Biodiversity and RedThumb Natural Wines

Because we started RedThumb as a way to satisfy our own itch for natural wine, finding winemaking partnerships  with a commitment to biodynamic farming practices was a no-brainer. Our search led us to our first partnership with the Quaderna Via winery in Navarre region of Spain. When we traveled there to meet the vintners, we found kindred spirits in Raul and Jorge Ripa, the two brothers who make the wine. It was during their own travels around Europe—a road trip in their mother’s Volkswagen, visiting wineries in places like Germany, Switzerland, and Austria—where they fully understood how a wine can embody the place where it was made and how a region can impact flavor. Their curiosity as to why led them to learn of biodiversity, and the realization that modern farming techniques stripped the land of all those things that gave the wines their sense of place.

“After that,” Raul said, “we started on the certification and conversion of the vineyards.”

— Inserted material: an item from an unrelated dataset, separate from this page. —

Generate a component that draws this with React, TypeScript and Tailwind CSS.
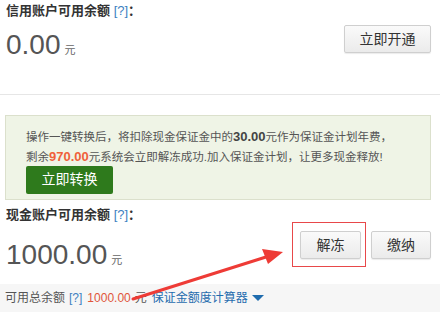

It was a steep learning curve, and a lot of work, but Raul and Jorge eventually got their family’s vineyards where they wanted them, earning bragging rights as the Navarre region’s first biodynamic farm. Though it required a lot of upfront work, the vineyard is more self-sustaining than ever before. They put up bird and bat houses all over as a natural means of insect control. Bats alone can eat up to 2,000 insects a night. They’ve also focused some of their energy on growing complementary plants. As Raul explained, “Every three to 10 rows, we plant particular herb flowers that attract small bugs and prevent them from impacting the vines and grapes.” Aside from the fact that they’re not spraying poisons over grapes that humans will ingest, there’s something very charming about simply distracting your pests with tasty flowers instead of killing them.

Some of their initiatives just sound like common sense: for hot spots in their vineyard, they plant shade trees to cool things off and prevent moisture loss instead of using irrigation to battle dry soil. Others solutions may sound counterintuitive, like letting a population of predatory mites loose among their crops. These mites, called phytoseiidae, eat the red and yellow spider mites that feed on the sap from the grapevines. Because all these solutions involve introducing more living organisms (instead of eradicating them), they can live beyond any one growing season. Spray pesticide in regular intervals one year, and you’ll need to do the same every year. Release predatory mites for a few seasons, and they’ll eventually become the dominant species, taking care of other pests for you. 

What this all amounts to, then, is an ecosystem that can sustain itself, and growers who can simply focus on their grapes. For us, as Quaderna Via’s partner, it means bringing you the kind of wine that makes us excited about wine. And for you, our customers, it means drinking a wine that tells you as much about the grape as it does the region it was grown in. 

As we expand our partnerships to offer more wines, you’ll start tasting the differences in varietals and geography. Until then, if you want to try something beyond what we offer, be sure to read your labels and look for those buzzwords. But make sure they come with a certification, too, otherwise they might just be all buzz—and not the kind we expect when having a drink.